## [Data in this exercise]
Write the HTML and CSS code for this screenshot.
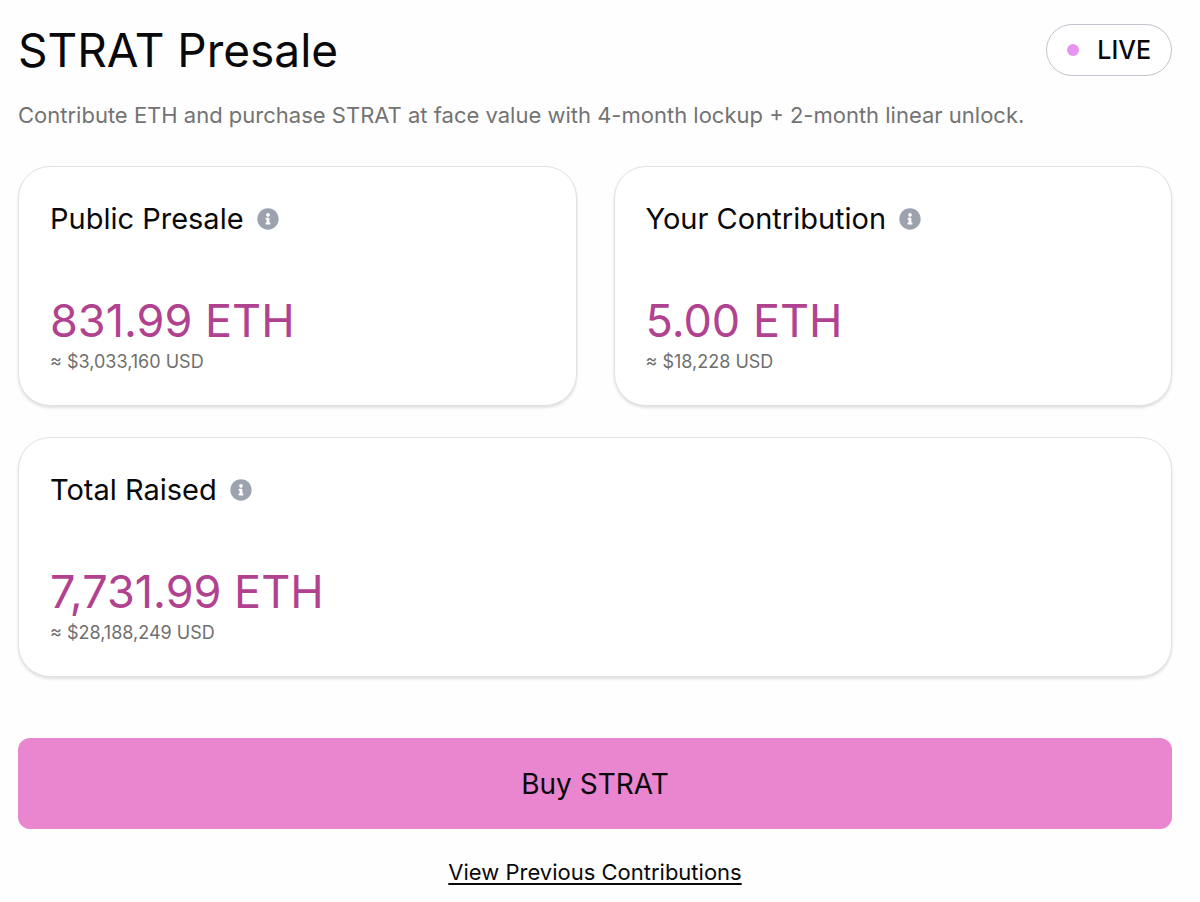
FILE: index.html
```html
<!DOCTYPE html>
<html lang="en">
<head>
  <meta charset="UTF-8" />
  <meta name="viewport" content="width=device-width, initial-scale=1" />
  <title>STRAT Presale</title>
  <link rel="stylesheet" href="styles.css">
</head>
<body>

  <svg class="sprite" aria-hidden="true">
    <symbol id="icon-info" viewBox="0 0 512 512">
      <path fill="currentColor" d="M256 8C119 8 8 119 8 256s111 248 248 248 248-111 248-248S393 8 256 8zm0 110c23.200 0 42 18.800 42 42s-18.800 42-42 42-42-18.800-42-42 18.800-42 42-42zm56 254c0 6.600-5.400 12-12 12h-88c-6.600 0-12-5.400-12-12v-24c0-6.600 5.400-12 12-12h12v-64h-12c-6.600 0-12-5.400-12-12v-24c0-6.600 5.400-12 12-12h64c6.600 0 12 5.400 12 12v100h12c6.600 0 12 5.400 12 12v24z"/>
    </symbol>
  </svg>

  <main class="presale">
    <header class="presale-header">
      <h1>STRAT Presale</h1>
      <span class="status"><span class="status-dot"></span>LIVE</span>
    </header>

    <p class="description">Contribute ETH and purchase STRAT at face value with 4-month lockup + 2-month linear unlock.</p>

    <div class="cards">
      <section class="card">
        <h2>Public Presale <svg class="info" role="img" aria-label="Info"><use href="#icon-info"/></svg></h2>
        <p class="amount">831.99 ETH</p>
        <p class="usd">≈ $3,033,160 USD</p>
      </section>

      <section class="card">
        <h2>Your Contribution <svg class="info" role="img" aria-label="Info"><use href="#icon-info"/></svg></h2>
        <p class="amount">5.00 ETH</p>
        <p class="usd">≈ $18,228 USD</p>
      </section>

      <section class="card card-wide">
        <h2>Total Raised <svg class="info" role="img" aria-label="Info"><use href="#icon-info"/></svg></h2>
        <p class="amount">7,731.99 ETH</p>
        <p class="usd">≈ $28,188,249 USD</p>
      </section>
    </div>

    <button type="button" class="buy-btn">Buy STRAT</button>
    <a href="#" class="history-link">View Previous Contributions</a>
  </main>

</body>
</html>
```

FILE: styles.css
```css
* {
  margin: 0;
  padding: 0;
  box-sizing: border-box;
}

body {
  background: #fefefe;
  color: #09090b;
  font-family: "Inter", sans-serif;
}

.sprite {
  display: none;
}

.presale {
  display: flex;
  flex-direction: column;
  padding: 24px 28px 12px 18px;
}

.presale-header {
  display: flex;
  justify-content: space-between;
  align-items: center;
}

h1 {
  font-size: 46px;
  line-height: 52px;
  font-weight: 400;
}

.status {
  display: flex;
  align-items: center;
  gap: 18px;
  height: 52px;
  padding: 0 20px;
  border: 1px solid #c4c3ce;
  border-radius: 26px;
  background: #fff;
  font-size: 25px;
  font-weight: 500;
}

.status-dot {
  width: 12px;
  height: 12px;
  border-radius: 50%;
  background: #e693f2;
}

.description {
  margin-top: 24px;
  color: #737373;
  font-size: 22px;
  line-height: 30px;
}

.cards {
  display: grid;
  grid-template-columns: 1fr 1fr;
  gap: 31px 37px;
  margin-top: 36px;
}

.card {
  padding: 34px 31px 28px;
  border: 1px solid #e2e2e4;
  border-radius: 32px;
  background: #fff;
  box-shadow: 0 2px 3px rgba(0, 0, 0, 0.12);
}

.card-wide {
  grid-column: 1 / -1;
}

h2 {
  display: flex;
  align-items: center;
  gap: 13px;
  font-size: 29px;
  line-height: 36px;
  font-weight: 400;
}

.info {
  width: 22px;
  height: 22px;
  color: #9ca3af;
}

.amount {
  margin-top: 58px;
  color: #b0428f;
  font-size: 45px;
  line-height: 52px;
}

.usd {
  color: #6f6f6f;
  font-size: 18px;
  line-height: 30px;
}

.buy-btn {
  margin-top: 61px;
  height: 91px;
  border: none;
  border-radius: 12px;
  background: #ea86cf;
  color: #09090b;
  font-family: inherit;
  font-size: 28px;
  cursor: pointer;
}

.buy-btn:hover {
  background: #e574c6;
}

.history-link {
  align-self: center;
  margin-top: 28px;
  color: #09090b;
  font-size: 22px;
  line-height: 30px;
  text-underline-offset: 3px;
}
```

...

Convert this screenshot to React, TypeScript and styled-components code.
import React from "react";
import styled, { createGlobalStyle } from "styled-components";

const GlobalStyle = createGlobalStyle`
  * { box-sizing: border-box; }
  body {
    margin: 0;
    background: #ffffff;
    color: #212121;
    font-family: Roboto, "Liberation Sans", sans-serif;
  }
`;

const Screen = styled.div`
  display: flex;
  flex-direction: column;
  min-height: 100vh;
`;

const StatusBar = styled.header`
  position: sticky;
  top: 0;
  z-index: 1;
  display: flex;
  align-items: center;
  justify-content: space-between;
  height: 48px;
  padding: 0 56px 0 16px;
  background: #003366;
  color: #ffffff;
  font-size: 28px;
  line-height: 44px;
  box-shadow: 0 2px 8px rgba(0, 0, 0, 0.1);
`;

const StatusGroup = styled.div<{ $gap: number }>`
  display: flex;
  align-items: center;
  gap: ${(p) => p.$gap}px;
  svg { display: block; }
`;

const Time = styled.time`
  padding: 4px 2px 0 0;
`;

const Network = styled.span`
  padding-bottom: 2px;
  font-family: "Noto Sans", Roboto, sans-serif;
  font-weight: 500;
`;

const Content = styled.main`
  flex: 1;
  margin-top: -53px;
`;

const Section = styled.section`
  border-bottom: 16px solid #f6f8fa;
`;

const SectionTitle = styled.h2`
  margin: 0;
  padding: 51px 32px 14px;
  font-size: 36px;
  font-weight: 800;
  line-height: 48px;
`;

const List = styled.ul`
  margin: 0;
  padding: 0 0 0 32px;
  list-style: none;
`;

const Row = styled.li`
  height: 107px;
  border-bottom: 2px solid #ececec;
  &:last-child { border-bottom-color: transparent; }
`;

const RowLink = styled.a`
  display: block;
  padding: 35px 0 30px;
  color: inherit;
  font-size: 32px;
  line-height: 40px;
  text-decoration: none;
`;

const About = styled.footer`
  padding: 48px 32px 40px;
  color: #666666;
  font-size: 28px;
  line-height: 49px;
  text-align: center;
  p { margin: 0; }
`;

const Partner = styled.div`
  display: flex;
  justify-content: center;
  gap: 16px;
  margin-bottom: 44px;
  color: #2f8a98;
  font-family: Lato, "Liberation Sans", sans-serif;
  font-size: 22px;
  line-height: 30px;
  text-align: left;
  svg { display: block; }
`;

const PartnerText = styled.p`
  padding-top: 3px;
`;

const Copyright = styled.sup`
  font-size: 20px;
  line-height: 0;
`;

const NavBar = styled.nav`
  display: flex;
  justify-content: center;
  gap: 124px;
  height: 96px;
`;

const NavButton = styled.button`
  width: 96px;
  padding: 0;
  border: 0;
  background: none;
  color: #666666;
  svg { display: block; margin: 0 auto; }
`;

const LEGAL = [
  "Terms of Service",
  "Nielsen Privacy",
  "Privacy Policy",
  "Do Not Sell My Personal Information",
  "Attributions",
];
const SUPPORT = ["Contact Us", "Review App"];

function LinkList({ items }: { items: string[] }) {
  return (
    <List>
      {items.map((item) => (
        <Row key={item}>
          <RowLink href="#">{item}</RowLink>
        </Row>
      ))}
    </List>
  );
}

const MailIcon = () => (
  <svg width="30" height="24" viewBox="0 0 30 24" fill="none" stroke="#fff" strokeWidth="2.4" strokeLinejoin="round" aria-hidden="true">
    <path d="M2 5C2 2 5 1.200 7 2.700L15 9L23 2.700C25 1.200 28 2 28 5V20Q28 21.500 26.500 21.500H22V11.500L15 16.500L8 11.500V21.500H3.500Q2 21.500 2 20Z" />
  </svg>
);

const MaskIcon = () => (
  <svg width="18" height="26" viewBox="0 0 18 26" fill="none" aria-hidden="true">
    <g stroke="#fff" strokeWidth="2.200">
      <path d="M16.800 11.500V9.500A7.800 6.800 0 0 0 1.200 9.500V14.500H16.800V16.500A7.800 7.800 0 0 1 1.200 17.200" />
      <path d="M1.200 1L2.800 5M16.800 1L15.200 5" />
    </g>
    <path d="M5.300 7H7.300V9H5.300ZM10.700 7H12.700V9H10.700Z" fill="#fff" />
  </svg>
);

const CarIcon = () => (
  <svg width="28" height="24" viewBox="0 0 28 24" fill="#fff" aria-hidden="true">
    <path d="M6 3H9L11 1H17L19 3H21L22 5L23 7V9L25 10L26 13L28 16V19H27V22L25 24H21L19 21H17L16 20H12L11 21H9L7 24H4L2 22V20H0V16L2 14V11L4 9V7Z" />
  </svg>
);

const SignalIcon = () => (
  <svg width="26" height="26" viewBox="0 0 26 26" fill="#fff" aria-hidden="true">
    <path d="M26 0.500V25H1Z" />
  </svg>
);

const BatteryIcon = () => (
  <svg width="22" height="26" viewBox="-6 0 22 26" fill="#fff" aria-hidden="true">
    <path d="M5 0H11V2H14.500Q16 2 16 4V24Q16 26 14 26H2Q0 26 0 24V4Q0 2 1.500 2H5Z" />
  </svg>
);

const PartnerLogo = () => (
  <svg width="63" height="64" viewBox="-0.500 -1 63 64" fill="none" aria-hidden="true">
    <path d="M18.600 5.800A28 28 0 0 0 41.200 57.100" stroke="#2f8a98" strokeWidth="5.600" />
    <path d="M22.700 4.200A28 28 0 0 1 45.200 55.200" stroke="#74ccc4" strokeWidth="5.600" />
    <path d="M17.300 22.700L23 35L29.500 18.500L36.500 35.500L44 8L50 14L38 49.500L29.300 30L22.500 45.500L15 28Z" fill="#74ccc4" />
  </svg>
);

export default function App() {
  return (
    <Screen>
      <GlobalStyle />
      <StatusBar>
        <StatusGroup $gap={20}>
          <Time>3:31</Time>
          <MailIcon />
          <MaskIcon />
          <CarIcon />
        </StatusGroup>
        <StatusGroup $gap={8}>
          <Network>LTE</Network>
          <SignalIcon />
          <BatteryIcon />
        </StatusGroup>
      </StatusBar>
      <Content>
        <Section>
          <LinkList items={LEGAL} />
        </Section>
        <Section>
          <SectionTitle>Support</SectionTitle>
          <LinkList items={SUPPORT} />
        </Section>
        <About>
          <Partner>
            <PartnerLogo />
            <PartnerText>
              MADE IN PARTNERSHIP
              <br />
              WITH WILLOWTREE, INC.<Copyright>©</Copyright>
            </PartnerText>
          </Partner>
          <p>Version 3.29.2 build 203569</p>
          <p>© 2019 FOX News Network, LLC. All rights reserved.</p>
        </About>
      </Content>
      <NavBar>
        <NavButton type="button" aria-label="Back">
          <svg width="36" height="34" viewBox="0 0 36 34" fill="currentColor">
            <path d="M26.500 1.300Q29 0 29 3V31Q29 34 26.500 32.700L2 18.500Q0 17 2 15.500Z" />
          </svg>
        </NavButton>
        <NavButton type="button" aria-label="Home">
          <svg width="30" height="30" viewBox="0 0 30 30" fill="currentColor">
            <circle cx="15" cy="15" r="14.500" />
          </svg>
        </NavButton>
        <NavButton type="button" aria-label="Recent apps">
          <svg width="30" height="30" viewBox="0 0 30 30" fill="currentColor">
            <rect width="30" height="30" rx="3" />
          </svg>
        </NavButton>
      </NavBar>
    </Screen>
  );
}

---

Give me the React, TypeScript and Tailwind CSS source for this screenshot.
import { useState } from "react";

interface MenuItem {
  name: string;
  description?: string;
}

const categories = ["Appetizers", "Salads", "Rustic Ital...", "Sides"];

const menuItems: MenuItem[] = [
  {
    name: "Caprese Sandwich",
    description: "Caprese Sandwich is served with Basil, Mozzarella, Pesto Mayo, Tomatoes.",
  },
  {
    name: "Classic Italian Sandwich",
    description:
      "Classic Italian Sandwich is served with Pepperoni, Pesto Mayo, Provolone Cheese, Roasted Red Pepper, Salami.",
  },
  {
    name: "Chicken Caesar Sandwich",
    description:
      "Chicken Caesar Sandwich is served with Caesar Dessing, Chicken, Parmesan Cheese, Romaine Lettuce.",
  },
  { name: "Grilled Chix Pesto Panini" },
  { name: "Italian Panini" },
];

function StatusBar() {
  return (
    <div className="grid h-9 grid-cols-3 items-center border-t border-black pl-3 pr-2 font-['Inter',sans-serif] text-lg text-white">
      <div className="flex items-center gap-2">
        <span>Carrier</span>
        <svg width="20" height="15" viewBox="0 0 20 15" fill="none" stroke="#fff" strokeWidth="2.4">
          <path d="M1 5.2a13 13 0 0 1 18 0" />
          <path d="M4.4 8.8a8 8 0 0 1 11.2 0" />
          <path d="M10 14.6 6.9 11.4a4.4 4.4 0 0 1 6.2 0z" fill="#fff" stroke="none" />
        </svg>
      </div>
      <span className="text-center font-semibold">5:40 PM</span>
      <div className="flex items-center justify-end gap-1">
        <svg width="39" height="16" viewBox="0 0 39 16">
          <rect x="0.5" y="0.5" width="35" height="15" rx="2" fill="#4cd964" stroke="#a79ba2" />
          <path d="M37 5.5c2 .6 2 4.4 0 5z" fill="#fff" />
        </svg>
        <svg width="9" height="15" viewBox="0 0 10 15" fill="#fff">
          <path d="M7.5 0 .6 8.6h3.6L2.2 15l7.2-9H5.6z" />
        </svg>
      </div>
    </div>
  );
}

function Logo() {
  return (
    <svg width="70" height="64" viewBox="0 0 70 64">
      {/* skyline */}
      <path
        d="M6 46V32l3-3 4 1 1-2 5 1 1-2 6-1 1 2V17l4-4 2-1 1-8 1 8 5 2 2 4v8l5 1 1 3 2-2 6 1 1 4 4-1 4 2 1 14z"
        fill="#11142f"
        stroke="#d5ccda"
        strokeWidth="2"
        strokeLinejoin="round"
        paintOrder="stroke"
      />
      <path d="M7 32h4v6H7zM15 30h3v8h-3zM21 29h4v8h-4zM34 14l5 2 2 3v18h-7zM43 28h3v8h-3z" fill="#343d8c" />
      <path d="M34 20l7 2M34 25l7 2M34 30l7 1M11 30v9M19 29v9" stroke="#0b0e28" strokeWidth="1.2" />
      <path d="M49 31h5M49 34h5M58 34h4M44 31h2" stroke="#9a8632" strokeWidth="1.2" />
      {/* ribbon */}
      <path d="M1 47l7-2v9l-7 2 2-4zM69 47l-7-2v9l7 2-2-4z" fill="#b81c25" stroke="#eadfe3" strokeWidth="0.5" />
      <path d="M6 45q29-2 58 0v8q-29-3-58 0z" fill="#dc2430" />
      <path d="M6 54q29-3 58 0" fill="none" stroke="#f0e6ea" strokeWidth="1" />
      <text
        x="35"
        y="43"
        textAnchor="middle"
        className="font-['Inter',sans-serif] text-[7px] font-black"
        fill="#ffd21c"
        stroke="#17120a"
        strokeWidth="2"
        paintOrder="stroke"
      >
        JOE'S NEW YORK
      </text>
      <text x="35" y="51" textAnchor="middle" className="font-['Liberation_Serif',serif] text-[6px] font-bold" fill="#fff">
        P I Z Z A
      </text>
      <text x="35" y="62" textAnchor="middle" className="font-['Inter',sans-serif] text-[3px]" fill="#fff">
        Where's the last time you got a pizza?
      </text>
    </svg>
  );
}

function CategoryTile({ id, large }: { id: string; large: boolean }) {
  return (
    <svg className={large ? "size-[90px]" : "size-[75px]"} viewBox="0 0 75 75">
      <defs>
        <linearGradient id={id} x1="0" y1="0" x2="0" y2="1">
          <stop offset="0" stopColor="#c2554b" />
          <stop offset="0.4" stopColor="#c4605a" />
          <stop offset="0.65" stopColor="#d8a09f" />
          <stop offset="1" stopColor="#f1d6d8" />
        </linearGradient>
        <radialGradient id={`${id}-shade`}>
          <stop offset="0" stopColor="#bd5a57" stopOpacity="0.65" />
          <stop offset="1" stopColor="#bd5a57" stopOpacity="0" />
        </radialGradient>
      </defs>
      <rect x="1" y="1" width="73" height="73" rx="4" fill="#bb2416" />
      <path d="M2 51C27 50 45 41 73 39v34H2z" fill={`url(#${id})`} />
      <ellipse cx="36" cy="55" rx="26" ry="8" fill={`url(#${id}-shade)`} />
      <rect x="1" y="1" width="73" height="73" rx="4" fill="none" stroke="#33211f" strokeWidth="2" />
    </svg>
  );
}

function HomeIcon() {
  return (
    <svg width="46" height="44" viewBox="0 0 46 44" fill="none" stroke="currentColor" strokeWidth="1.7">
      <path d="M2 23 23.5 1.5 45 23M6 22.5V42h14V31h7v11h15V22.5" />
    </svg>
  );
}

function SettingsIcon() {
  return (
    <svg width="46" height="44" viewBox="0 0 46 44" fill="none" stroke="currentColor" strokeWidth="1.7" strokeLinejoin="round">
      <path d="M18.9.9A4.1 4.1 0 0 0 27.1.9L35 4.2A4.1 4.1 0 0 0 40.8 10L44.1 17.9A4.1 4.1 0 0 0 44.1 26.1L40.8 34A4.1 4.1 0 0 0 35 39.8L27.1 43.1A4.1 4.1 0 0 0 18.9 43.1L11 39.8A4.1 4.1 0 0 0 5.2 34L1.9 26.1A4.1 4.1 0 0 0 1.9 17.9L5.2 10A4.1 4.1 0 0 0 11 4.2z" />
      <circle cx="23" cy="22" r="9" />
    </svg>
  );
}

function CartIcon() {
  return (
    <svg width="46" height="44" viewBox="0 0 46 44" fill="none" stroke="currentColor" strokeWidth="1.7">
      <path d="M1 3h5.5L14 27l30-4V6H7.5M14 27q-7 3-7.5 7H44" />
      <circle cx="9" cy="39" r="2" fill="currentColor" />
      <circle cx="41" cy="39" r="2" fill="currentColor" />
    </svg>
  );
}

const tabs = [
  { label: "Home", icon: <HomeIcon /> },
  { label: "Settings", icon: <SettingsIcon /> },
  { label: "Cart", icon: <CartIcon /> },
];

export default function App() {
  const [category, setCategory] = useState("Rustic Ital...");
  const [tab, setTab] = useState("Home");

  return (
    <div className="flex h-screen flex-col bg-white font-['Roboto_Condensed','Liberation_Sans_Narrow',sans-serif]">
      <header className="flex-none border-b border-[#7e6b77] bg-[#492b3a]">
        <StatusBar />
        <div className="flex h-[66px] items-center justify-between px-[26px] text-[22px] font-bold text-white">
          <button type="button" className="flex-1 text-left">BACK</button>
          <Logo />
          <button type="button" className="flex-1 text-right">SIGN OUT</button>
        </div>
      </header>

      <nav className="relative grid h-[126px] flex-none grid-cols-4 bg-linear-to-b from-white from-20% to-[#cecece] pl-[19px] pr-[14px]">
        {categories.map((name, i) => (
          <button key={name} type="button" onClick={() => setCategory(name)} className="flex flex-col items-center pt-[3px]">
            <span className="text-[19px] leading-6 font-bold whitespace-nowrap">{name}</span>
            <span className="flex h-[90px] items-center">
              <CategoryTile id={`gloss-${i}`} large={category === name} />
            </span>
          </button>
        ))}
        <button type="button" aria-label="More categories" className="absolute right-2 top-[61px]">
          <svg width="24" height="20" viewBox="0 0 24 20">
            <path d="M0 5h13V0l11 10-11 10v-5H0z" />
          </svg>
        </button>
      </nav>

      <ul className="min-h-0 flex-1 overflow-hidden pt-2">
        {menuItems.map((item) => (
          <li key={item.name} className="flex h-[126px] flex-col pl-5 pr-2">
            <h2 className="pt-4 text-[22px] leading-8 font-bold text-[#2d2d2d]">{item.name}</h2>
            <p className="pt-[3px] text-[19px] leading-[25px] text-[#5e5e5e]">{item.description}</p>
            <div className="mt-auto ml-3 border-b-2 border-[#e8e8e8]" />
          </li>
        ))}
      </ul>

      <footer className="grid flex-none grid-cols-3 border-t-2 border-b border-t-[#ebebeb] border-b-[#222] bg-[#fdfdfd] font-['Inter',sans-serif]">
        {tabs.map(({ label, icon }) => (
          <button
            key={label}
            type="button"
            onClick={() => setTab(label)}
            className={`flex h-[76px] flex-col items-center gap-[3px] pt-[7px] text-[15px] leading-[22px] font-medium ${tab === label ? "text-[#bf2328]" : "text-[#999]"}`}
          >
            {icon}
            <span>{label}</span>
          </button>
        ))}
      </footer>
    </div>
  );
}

## [Problem statement]
Which lines hold the string "code"? List them all.

## [Task solution]
Write the HTML and CSS code for this screenshot.
Convert this screenshot to React, TypeScript and styled-components code.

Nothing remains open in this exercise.